Data:

-- BEGIN --

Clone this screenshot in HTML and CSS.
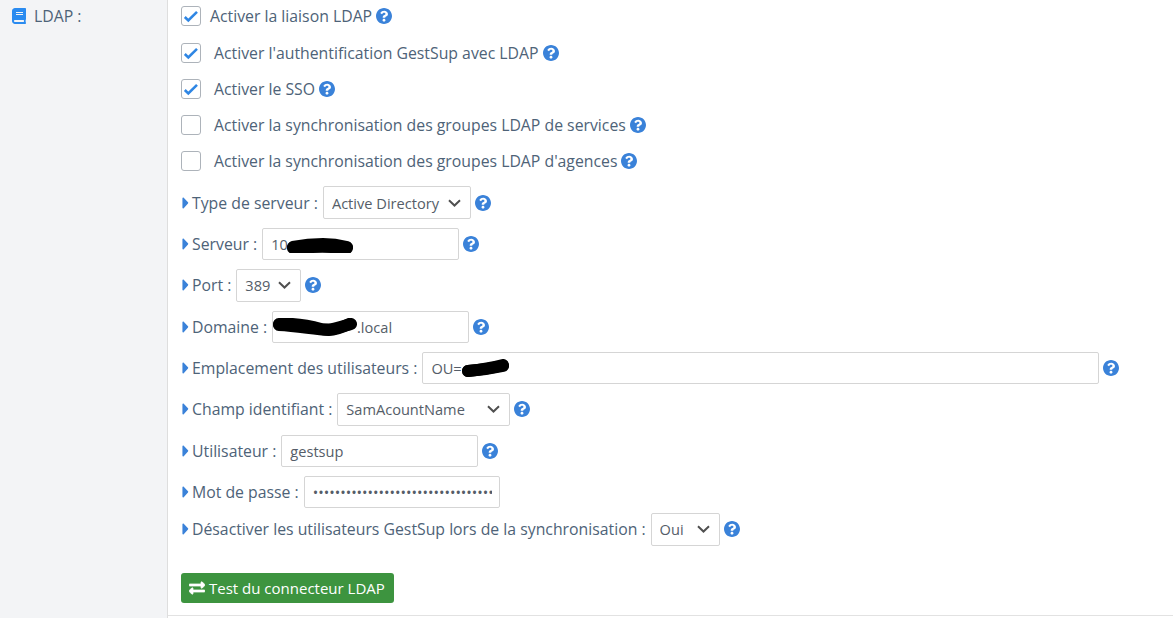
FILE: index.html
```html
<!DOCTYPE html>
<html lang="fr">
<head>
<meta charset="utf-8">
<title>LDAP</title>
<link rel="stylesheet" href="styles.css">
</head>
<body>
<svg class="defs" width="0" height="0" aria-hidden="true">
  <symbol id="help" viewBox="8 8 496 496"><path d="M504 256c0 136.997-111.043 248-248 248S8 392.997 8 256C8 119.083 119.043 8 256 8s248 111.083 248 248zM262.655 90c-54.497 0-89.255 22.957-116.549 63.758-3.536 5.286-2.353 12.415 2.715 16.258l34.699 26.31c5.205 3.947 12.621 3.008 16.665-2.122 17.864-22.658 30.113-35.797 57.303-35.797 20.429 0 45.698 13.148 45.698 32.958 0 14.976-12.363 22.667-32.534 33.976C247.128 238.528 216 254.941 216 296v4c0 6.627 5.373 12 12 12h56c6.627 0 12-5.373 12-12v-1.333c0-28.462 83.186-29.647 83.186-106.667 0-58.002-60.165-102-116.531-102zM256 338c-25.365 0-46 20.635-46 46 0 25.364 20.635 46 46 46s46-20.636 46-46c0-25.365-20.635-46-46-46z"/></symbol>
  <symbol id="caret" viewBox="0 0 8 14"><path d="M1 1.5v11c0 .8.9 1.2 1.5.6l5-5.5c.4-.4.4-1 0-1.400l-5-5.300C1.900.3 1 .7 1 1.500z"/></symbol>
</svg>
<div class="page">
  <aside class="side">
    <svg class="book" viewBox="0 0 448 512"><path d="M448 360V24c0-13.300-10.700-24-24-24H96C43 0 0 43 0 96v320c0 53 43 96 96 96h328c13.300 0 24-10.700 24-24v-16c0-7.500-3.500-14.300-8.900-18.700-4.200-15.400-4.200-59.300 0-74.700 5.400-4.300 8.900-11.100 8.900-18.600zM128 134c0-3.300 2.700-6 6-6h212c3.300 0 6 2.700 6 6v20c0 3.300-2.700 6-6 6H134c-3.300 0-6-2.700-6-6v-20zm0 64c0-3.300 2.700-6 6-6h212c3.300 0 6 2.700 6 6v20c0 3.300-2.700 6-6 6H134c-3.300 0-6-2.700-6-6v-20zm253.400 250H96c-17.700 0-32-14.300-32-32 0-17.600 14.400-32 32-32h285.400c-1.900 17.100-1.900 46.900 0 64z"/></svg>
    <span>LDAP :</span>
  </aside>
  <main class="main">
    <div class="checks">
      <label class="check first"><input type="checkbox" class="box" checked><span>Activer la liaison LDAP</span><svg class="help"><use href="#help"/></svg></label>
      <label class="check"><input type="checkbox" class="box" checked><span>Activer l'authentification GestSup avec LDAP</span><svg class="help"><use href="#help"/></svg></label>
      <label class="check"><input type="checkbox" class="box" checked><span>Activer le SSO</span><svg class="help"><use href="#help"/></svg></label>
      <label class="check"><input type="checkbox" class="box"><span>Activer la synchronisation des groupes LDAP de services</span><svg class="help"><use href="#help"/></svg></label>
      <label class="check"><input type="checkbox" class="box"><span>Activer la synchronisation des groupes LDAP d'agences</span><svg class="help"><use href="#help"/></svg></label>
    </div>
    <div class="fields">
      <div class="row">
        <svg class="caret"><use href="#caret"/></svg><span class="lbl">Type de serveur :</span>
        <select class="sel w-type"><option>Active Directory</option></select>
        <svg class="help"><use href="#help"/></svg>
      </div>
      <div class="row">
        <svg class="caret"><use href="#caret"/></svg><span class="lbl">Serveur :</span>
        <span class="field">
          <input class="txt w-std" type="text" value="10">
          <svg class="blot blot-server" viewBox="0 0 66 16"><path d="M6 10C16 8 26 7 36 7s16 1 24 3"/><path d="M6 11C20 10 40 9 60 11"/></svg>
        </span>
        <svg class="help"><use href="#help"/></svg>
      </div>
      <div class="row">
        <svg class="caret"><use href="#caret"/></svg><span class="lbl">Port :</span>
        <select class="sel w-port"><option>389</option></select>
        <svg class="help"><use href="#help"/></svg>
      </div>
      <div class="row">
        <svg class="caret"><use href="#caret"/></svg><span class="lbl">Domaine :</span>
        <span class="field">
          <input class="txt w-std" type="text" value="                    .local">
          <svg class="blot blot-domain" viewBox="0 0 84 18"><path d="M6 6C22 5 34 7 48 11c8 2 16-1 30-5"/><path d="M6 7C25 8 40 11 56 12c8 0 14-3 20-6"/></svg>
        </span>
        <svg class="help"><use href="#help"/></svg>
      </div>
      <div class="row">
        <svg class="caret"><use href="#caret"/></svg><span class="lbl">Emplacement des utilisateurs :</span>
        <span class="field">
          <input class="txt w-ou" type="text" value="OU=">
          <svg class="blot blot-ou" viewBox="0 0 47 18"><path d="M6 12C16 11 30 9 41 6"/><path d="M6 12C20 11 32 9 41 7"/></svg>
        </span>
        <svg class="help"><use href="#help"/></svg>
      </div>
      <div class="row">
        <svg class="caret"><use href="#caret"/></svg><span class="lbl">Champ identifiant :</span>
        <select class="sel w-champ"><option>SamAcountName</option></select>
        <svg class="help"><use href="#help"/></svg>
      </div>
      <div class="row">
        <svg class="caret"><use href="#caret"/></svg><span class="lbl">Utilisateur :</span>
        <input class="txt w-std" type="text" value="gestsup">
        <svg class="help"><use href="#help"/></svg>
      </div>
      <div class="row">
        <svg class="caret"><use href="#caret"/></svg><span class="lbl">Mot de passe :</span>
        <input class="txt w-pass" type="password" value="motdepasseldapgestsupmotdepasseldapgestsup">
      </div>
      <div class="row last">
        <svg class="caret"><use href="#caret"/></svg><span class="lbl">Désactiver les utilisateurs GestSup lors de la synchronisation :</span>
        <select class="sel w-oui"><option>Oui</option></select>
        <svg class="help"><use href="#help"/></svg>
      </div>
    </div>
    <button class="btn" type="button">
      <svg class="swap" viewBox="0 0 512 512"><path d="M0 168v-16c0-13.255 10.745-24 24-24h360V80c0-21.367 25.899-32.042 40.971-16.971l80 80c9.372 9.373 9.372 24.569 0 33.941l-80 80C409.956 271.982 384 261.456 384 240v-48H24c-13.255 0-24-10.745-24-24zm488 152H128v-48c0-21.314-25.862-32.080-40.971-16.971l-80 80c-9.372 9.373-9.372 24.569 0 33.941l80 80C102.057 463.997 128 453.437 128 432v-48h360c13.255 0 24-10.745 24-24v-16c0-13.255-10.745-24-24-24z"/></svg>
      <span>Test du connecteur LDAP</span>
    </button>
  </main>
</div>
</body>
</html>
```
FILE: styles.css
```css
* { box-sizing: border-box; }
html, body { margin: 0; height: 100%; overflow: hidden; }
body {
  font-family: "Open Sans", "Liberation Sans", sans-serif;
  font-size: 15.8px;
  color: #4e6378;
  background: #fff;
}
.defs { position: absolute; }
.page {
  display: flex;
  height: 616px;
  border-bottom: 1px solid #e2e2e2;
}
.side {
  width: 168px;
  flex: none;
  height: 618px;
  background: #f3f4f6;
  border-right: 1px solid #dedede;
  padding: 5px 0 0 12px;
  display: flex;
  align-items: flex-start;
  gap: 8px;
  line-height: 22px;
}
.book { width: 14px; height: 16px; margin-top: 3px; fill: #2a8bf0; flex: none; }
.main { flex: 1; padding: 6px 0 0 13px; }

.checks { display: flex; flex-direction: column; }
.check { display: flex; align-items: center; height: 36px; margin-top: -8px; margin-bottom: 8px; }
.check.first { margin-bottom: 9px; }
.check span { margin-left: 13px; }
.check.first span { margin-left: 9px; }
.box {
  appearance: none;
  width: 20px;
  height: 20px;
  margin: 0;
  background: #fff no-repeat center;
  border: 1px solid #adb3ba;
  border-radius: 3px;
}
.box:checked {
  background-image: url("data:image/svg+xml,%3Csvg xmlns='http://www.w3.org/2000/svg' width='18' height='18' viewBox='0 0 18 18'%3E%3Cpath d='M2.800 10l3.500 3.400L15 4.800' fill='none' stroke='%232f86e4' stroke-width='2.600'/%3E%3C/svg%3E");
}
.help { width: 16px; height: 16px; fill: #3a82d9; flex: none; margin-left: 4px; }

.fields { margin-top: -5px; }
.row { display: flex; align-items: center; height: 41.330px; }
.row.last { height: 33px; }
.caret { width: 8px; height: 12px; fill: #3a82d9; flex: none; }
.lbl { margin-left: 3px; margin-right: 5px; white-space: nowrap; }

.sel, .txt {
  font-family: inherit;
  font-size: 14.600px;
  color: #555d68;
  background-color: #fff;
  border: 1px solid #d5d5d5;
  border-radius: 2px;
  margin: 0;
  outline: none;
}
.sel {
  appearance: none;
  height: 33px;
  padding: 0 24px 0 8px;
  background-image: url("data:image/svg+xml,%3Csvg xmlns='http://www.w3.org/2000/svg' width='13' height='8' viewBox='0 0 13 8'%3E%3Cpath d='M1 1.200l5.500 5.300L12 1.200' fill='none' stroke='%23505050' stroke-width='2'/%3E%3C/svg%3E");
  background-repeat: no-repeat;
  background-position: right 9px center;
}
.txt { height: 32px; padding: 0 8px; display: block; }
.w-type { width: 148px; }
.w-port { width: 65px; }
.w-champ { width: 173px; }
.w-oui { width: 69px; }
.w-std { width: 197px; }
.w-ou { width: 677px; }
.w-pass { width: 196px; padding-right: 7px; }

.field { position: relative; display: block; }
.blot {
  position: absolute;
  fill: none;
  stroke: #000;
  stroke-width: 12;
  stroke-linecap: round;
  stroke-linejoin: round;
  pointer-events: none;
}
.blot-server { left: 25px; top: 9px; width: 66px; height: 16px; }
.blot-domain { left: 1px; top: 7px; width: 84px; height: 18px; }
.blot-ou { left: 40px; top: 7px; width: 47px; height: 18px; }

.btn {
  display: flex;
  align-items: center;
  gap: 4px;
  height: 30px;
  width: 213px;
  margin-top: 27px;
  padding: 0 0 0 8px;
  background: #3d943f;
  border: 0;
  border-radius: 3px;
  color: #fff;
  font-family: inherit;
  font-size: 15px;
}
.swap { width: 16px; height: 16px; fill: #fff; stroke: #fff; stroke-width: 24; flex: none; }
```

-- END --
-- BEGIN --

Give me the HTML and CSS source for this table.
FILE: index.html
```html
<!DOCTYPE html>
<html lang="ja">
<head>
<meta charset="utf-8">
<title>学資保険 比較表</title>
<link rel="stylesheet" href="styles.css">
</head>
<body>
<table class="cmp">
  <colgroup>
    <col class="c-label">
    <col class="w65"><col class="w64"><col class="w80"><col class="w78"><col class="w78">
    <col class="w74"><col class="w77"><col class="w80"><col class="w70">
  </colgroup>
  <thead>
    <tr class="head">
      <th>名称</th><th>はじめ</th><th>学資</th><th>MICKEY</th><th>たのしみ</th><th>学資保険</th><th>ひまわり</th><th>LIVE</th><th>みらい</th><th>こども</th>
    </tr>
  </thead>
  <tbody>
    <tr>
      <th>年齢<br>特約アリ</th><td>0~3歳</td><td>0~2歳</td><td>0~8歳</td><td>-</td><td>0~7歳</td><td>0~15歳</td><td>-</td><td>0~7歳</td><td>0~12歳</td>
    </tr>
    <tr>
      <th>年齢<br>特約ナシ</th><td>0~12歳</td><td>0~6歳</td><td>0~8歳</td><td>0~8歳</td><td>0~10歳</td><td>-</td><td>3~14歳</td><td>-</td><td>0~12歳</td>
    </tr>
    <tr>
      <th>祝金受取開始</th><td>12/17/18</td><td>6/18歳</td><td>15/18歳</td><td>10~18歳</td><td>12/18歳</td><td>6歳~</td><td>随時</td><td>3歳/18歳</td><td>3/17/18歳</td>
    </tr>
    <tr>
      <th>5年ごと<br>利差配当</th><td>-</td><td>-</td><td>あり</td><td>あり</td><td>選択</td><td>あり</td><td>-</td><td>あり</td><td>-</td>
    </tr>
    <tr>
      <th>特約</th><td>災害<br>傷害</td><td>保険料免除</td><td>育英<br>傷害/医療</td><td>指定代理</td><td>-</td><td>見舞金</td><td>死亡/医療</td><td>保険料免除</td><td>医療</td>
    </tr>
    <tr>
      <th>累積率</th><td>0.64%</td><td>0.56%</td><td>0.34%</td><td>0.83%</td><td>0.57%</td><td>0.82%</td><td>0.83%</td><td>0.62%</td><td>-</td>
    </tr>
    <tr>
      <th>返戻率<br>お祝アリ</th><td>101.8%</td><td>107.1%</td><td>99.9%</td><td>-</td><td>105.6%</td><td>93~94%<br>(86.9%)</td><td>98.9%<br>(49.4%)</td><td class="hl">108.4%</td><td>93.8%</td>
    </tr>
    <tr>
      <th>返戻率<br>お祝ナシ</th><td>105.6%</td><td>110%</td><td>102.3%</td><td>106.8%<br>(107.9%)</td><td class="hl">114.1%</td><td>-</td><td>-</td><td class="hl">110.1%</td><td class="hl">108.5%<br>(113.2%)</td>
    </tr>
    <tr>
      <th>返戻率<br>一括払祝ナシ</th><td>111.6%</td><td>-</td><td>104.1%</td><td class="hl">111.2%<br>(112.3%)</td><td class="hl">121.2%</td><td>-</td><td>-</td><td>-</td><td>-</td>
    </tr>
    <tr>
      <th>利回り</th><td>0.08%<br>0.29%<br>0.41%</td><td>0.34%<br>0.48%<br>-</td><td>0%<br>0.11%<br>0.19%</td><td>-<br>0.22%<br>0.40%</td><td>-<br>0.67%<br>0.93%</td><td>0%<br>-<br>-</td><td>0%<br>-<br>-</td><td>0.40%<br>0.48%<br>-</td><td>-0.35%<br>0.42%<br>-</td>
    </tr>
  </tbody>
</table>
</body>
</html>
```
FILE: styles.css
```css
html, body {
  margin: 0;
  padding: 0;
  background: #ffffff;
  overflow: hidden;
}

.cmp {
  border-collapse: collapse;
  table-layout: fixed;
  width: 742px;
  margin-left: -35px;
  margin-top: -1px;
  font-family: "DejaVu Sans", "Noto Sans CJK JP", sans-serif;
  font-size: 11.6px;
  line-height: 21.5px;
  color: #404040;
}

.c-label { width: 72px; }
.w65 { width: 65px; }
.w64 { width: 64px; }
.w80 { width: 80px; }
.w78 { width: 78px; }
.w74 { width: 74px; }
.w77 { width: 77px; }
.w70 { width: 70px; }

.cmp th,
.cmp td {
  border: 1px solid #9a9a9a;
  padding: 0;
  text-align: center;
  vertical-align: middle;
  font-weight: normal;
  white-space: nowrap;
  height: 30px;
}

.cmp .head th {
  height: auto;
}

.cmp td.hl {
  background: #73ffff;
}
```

-- END --

Set task: Identify and extract each line of the listing that contains "table".

Task output:
Give me the HTML and CSS source for this table.
<table class="cmp">
</table>
  table-layout: fixed;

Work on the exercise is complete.